Rally to continue, Conviction the Driver

The markets ended flat but clearly showed that the bulls are in command. They allowed a correction on the first two days and then some FII buying, some short covering and futures expiry next week saw a smart recovery and markets ending exactly where they had begun. IT stocks saw a mixed reaction with Infosys being the sole loser among the four stocks which have declared results. While Wipro, TCS and HCL Tech gained, Infosys lost. This shows that there should be an iota of doubt of the going on in Infosys and why so many senior people are leaving the organisation.

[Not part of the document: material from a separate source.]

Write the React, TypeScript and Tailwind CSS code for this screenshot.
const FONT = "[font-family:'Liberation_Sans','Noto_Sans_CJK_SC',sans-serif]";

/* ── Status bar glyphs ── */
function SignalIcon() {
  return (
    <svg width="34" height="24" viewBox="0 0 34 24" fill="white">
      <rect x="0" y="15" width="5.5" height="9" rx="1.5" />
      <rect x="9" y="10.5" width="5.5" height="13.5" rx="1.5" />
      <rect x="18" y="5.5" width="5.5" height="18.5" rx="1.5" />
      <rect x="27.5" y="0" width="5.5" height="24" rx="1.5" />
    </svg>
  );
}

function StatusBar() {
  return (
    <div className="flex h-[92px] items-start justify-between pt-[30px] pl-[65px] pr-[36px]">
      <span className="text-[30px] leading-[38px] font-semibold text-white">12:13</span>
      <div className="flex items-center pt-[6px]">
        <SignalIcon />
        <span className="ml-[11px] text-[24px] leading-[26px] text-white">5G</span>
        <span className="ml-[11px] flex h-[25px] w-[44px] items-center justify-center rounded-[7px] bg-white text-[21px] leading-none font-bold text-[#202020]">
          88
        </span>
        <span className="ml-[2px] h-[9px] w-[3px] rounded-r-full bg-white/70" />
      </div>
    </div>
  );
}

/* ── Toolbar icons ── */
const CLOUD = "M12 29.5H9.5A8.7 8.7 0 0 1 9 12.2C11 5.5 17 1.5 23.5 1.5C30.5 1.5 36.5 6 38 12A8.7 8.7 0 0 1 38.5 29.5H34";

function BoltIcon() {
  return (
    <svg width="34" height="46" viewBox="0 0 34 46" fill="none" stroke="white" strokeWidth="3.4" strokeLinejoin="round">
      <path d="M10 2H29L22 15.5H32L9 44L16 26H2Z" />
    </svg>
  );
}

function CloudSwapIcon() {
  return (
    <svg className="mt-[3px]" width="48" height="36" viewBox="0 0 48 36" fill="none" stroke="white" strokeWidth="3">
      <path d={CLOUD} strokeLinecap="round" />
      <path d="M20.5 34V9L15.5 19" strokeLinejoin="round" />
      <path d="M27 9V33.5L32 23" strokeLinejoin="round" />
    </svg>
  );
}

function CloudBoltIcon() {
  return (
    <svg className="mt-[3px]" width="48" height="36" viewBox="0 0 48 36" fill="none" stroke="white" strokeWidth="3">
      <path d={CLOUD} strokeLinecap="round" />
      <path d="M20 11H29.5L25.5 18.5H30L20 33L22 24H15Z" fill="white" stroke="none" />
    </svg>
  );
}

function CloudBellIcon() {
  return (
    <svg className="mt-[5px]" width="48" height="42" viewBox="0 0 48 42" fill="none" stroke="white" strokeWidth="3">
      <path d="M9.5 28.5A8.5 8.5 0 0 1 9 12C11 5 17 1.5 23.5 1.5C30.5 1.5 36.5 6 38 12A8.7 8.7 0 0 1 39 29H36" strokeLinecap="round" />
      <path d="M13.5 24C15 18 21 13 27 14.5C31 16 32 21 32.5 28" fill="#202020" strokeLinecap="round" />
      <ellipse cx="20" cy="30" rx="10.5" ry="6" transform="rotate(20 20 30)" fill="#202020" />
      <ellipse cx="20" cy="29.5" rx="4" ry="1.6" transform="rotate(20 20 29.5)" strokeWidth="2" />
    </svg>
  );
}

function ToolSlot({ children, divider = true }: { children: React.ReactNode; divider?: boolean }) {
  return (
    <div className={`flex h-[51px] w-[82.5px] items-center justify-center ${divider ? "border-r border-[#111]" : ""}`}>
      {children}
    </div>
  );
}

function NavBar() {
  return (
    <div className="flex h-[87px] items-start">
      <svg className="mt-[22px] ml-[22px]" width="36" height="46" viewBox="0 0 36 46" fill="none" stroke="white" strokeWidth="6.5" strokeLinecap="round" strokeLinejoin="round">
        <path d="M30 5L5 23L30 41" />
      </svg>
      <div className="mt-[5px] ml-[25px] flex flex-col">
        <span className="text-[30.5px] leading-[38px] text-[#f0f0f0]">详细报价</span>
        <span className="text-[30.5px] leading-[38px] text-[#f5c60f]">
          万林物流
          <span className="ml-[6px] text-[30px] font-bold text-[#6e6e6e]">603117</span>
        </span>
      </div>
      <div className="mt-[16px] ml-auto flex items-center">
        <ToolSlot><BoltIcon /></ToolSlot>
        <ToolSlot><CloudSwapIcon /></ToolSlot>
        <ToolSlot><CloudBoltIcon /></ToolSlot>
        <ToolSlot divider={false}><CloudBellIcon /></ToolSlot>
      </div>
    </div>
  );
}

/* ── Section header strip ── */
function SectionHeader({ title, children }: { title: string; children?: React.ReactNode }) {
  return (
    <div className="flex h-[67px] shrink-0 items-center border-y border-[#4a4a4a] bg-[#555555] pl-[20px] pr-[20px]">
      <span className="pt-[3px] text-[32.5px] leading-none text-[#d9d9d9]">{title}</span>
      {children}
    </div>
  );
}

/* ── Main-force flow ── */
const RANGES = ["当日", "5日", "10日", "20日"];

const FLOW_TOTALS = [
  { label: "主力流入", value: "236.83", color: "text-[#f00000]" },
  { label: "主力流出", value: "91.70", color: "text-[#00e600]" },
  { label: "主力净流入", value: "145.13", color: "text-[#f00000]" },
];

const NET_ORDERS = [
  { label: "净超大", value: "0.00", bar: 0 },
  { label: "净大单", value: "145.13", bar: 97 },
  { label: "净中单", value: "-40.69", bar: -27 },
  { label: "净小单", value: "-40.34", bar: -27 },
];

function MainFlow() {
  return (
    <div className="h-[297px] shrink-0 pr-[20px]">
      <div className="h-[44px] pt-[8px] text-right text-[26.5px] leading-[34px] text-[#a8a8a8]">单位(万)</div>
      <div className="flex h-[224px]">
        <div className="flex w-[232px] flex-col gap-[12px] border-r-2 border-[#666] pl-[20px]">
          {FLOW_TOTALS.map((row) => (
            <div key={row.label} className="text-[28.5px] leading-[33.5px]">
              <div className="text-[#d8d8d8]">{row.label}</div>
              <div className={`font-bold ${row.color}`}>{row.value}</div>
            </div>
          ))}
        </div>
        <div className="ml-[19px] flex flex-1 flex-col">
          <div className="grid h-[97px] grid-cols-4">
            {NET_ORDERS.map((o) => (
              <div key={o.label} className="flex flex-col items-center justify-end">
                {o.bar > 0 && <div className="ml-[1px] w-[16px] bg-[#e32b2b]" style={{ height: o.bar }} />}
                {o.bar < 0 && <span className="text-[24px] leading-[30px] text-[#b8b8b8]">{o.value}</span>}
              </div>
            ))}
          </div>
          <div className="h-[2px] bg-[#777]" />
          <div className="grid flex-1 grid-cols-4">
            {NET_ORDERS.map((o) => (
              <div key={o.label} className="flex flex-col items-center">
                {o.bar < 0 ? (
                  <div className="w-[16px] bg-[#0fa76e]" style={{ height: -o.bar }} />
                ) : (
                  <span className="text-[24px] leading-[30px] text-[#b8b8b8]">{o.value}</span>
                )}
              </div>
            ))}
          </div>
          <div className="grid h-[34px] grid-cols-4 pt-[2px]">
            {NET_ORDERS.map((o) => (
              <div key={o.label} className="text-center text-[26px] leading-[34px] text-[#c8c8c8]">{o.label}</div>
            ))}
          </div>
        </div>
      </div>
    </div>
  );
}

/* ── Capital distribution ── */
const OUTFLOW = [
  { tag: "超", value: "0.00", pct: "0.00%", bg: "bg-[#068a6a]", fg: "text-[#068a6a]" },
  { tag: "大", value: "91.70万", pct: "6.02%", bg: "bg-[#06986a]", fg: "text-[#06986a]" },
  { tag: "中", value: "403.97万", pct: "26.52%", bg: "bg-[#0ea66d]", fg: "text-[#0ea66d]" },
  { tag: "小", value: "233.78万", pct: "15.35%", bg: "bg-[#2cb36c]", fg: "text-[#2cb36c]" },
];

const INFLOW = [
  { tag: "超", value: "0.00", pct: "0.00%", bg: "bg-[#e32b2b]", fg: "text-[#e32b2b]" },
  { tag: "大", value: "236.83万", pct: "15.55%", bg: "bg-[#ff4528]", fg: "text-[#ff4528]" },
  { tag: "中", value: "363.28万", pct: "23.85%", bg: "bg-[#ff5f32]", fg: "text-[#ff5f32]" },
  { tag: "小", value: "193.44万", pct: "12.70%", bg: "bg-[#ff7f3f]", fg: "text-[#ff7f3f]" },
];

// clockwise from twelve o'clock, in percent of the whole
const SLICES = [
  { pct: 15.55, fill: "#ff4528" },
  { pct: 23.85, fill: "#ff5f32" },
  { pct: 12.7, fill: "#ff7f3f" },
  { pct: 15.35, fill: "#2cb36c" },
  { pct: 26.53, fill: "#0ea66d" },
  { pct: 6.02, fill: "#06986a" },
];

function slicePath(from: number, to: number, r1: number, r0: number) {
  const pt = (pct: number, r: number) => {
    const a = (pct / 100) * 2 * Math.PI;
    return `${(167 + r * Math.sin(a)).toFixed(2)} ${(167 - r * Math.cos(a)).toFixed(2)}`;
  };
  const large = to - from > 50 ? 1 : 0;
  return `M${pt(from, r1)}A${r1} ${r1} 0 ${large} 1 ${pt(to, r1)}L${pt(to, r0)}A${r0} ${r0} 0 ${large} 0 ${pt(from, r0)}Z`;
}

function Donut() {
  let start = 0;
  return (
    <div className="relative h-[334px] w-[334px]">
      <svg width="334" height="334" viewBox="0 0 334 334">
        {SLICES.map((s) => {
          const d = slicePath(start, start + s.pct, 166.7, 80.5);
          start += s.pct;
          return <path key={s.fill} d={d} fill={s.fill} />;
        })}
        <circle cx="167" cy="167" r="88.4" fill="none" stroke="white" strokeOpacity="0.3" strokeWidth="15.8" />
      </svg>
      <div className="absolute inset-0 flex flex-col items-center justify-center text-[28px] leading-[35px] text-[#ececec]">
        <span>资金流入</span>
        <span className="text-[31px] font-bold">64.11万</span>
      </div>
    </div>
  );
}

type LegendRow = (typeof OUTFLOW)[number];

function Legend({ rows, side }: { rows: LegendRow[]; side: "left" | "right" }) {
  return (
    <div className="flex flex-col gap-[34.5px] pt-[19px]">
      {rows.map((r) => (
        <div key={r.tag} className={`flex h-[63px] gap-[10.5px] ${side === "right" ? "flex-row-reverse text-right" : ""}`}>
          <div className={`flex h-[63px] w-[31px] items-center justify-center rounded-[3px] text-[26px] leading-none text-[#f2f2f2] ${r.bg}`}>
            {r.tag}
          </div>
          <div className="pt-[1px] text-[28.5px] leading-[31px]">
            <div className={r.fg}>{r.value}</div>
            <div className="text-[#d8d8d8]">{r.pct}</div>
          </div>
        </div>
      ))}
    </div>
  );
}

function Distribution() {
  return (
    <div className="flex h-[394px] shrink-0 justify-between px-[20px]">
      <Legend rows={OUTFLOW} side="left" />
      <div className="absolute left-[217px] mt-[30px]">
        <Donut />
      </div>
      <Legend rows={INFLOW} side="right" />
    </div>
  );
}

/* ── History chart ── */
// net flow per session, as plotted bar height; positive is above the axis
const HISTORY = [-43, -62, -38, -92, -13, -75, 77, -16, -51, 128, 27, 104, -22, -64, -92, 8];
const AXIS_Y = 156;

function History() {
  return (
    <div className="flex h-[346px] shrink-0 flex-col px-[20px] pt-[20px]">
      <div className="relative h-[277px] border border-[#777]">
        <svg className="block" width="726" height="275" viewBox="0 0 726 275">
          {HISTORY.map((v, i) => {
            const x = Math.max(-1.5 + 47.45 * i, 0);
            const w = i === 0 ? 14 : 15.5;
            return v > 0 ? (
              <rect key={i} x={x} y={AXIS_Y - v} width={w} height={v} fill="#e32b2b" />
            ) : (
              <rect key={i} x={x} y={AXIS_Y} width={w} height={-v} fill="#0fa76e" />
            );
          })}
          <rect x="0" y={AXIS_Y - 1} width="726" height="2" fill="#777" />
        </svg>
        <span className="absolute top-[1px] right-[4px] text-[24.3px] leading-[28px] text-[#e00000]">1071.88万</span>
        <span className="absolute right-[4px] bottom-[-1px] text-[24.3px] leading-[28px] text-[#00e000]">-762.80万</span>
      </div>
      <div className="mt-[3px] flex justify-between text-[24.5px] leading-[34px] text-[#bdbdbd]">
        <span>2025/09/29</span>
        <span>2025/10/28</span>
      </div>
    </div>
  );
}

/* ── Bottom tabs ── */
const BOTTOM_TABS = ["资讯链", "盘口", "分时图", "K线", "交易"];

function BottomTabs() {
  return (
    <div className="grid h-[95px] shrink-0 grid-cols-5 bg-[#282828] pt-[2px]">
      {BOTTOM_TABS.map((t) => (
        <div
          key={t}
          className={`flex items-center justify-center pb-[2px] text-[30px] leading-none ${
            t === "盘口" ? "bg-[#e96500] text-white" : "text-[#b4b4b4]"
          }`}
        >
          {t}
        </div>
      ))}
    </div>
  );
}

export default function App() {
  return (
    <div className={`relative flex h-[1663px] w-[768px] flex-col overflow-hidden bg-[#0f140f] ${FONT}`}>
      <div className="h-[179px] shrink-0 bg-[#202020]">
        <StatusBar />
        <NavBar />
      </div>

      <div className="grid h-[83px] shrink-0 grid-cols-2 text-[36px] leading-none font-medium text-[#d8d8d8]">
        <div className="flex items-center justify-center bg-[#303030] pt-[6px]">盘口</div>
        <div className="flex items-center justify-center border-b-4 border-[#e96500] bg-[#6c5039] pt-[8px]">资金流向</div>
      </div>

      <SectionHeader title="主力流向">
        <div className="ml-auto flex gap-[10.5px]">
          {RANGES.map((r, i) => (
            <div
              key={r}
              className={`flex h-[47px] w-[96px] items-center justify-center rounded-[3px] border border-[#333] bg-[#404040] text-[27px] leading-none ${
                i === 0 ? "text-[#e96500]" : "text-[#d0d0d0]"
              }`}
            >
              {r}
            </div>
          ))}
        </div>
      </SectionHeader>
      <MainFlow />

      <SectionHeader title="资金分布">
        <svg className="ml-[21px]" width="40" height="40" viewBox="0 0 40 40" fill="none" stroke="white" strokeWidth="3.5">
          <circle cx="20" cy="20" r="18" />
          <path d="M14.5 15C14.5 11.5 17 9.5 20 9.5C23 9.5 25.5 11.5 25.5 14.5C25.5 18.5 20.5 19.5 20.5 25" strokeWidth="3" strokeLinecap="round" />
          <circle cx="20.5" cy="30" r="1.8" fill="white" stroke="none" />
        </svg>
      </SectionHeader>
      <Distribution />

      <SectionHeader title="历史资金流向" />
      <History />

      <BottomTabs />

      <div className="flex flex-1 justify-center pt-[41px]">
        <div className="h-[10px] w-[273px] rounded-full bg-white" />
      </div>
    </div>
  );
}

Elections to 230 out of 543 seats has been completed and the next round takes place on Thursday which also includes Mumbai. The stock exchanges are therefore closed and expiry has been preponed to happen on Wednesday the 23rd of April.

Markets slowly but steadily are now getting convinced that post these elections there would be a change in government and that the new administration would be stable. It is this belief which is bringing FII money to the markets. On the flip side, the retail investor is quite happy and content that the markets are moving up and he is able to sell shares in which he was stuck. Stock exchange data shows that retail investors have been increasingly selling shares and withdrawing money.

Expiry is unlikely to see any selling pressure as the markets are currently higher than the previous March expiry by 2% and there has been every opportunity for the bulls to exit. The new series which would begin after the Election Day holiday would open with super volatility and the VIX is likely to gain further. Elections get over on the 12th of May which is just about three weeks away and before one can say hey presto we would have results on the 16th of May.

What should an investor do now? Ride the rally and if you are the nervous sort exit closer to the last day of elections. If you are a risk taker continue to ride and hedge yourself with calls and puts so that in either case your profits remain less the premium for options. If you are a trader and trading is the way of life or in short you live dangerously there are plenty of options and strategies that can be considered. One must implement them only after the expiry of the current series or effectively not earlier than Friday the 25th of April.

Some basic facts that one must remember that the base of the index has moved significantly compared to the 2004 and 2009 elections. On a base of 7,000 the circuit filters kick in at 1,400 points which is unheard of. Heavens need to fall for that kind of a movement. Secondly this time the FII money is betting on stability post elections and on an economy which has yet to show definite signs of recovery or revival.

I believe minus a knee jerk reaction of euphoria or disaster, things cannot worsen than what they are. It is this realisation alone that is driving markets and will continue to do so.

Enjoy the ride, enjoy the election potboilers and the summer heat.